The destruction of America started when liberals took over academia. Liberalism is inherently authoritarian, and we permit these people to control our children's minds. Forget private schools, they're even worse. I can support religious schools or homeschooling.
I watched liberalism destroy my children's values.
Academia is a very very dangerous place, in which one is only allowed to think ONE WAY.
"What this ignores is that successful paternalistic laws are done on the basis of a cost-benefit analysis:"
On what planet is this system in place? Such laws are done on the basis of who makes the most successful emotionally laden appeal that makes politicians fear that low-information voters will throw them out of office if they don't vote for it.
"if it’s too painful, it’s not a good law."
If it's too painful for the people creating the law - or their friends - then it's not a good law. The pain that you and I may suffer thereby is of no account.
"Making these analyses is something the government has the resources to do,"
"just as now it sets automobile construction standards while considering both the need for affordability and the desire for safety."
Building standards can stand up to quantitative analysis. "Too much soda in the cup" does not.
"In the old days we used to blame people for acting imprudently, and say that since their bad choices were their own fault, they deserved to suffer the consequences."
We still do. But you've decided that bullshit like the following is superior to actual morals and common sense:
"Now we see that these errors aren’t a function of bad character, but of our shared cognitive inheritance."
WTF does "shared cognitive inheritance" mean? In real life, mind you, not in the faculty lounge.
"The proper reaction is not blame,"
"but an impulse to help one another."
I'm all for helping each other. I am not for ordering people about.
"That’s what the government is supposed to do, help us get where we want to go."
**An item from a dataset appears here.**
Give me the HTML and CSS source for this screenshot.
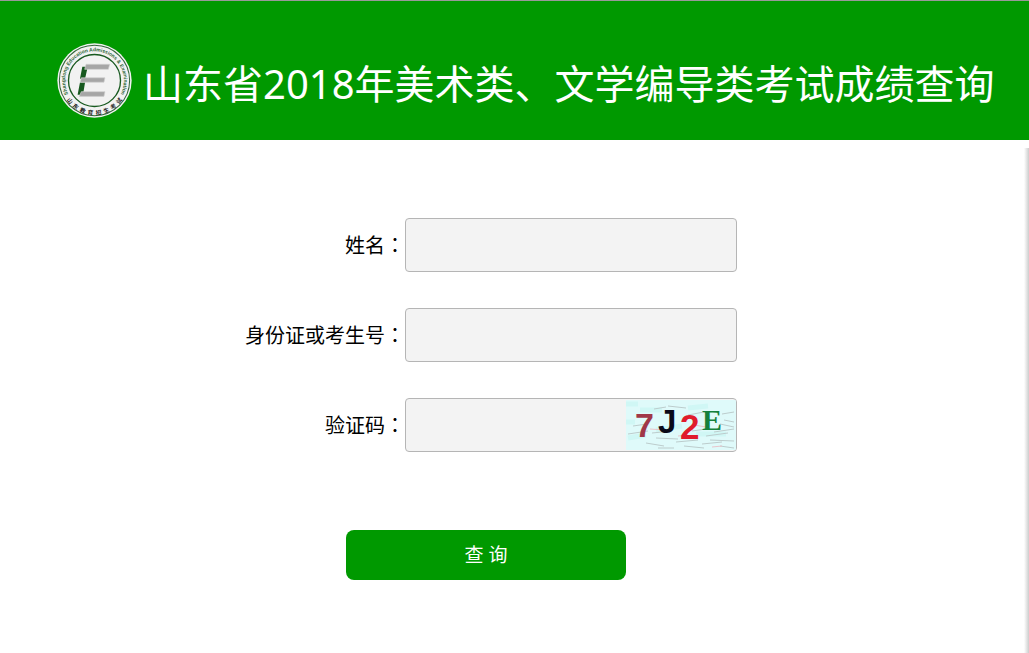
FILE: index.html
```html
<!DOCTYPE html>
<html lang="zh-CN">
<head>
    <title>山东省2018年美术类、文学编导类考试成绩查询</title>
    <meta charset="UTF-8">
    <meta name="viewport" content="width=device-width, initial-scale=1.0">
    <link rel="stylesheet" href="styles.css">
</head>
<body>
    <div class="header">
        <svg class="logo" viewBox="0 0 222 222" aria-hidden="true">
            <defs>
                <path id="arcTop" d="M 33 150 A 87 87 0 1 1 189 150"/>
                <path id="arcBottom" d="M 13 128 A 99 99 0 0 0 209 128"/>
            </defs>
            <circle cx="111" cy="111" r="110" fill="#f2f2f2"/>
            <circle cx="111" cy="111" r="104" fill="none" stroke="#33663a" stroke-width="3"/>
            <circle cx="111" cy="111" r="77" fill="none" stroke="#17591f" stroke-width="4"/>
            <text class="logo-en"><textPath href="#arcTop" startOffset="50%" text-anchor="middle">Shangdong Education Admissions &amp; Examination</textPath></text>
            <text class="logo-cn"><textPath href="#arcBottom" startOffset="50%" text-anchor="middle">山&ensp;东&ensp;教&ensp;育&ensp;招&ensp;生&ensp;考&ensp;试</textPath></text>
            <path d="M75 70h16l-8 36H68z M68 117h15l-6 36H61z" fill="#17591f"/>
            <path d="M86 63h70l-4 15H82z M72 103h70l-3 13H69z M72 144h70l-3 14H66z" fill="#a6a6a6" stroke="#cfcfcf" stroke-width="2"/>
        </svg>
        <h1>山东省2018年美术类、文学编导类考试成绩查询</h1>
    </div>

    <div class="content">
        <form class="query-form">
            <div class="form-row">
                <label for="name">姓名<span class="colon" lang="zh-TW">：</span></label>
                <div class="field"><input type="text" id="name"></div>
            </div>
            <div class="form-row">
                <label for="number">身份证或考生号<span class="colon" lang="zh-TW">：</span></label>
                <div class="field"><input type="text" id="number"></div>
            </div>
            <div class="form-row">
                <label for="code">验证码<span class="colon" lang="zh-TW">：</span></label>
                <div class="field">
                    <input type="text" id="code">
                    <svg class="captcha" viewBox="0 0 110 50">
                        <rect width="110" height="50" fill="#dffafa"/>
                        <path d="M0 4h12M0 22h9M14 10h22M30 30l26-4M62 8l20-2M70 34h30M2 38l18-3" stroke="#d0f7f5" stroke-width="5"/>
                        <path d="M28 9l12-2M42 6l18 2M7 26l14-2M2 34l20-3M26 33l20-2M30 38l22 1M50 42l22-2M20 43l18 3M32 48h16M58 46l20 2M80 36l22-3M84 40l24 1M76 44l20-2M94 46l14 2M88 32l20-3M94 24l14 3M96 14l12-2M66 31l14-2M62 15l16-3M98 20l10 2" fill="none" stroke="#bccccc" stroke-width="1"/>
                        <path d="M24 29l14 1M52 36l10-1M68 25l12 2M86 47l10-1" stroke="#e8c4ca" stroke-width="1"/>
                        <text class="code-7" x="9" y="37">7</text>
                        <text class="code-j" x="32" y="33">J</text>
                        <text class="code-2" x="54" y="39">2</text>
                        <text class="code-e" x="76" y="30">E</text>
                    </svg>
                </div>
            </div>
            <button type="button" class="query-btn">查 询</button>
        </form>
        <div class="edge"></div>
    </div>
</body>
</html>
```
FILE: styles.css
```css
* { margin: 0; padding: 0; box-sizing: border-box; }
body { min-height: 100vh; display: flex; flex-direction: column; background: white; color: #000; font-family: "Noto Sans", "Noto Sans CJK SC", sans-serif; font-size: 20px; }

.header { display: flex; align-items: center; gap: 11px; height: 140px; padding: 20px 0 0 57px; background: #009900; border-top: 1px solid #999; }
.header h1 { padding-top: 6px; color: white; font-size: 40px; font-weight: 400; line-height: 60px; white-space: nowrap; }
.logo { flex: none; width: 75px; height: 75px; }
.logo-en { font-family: "Liberation Sans", sans-serif; font-size: 15px; font-weight: bold; fill: #2c6534; }
.logo-cn { font-family: "Noto Sans CJK SC", sans-serif; font-size: 17px; font-weight: bold; fill: #222; }

.content { flex: 1; display: flex; }
.query-form { flex: 1; display: flex; flex-direction: column; align-items: center; padding: 78px 52px 40px 0; }
.form-row { display: flex; align-items: center; width: 502px; max-width: 100%; margin-bottom: 36px; }
.form-row label { width: 170px; text-align: right; line-height: 30px; white-space: nowrap; }
.colon { font-family: "Noto Sans CJK TC", sans-serif; }
.field { flex: 1; display: flex; height: 54px; background: #f3f3f3; border: 1px solid #b5b5b5; border-radius: 4px; overflow: hidden; }
.field input { flex: 1; min-width: 0; padding: 0 10px; border: none; outline: none; background: transparent; font: inherit; }

.captcha { flex: none; width: 110px; height: 50px; margin-top: 1px; }
.code-7, .code-j, .code-2 { font-family: "Liberation Sans", sans-serif; font-weight: bold; }
.code-7 { font-size: 34px; fill: #a03848; }
.code-j { font-size: 33px; fill: #0a0a18; }
.code-2 { font-size: 35px; fill: #e01c2c; }
.code-e { font-family: "Liberation Serif", serif; font-size: 30px; font-weight: bold; fill: #14803c; }

.query-btn { width: 280px; height: 50px; padding-bottom: 2px; margin-top: 42px; background: #009900; color: white; border: none; border-radius: 8px; font-family: inherit; font-size: 19px; cursor: pointer; }
.query-btn:hover { background: #008800; }

.edge { width: 5px; margin-top: 8px; background: linear-gradient(to right, #fff, #ccc); }
```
No. No, no, no, no, NO! What the government is supposed to do - as anyone who can read at a 5th grade level can tell if they read the Declaration of Independence - is to preserve our liberties - which includes the liberty to get too fat by eating junk food and dying at an early age, if we so choose. The proper role of the government is not to restrict our liberties because someone in elected office figures that we don't know what's good for us, so we deserve someone else to give it to us good and hard.
I agree: Professor Sarah Conly is not acting in her own best interest by advocating "Coercive Paternalism". If the majority gets to impose it's will on the majority (for their own good, of course), then we need to teach her about the value of Constitutional limits on government, the value of individual liberty, and how oppressive a government can be. Maybe next time she'll make better choices before she opens her mouth to advocate "Coercive Paternalism".
20 years hard labor in the People's Re-Education Camp should do it.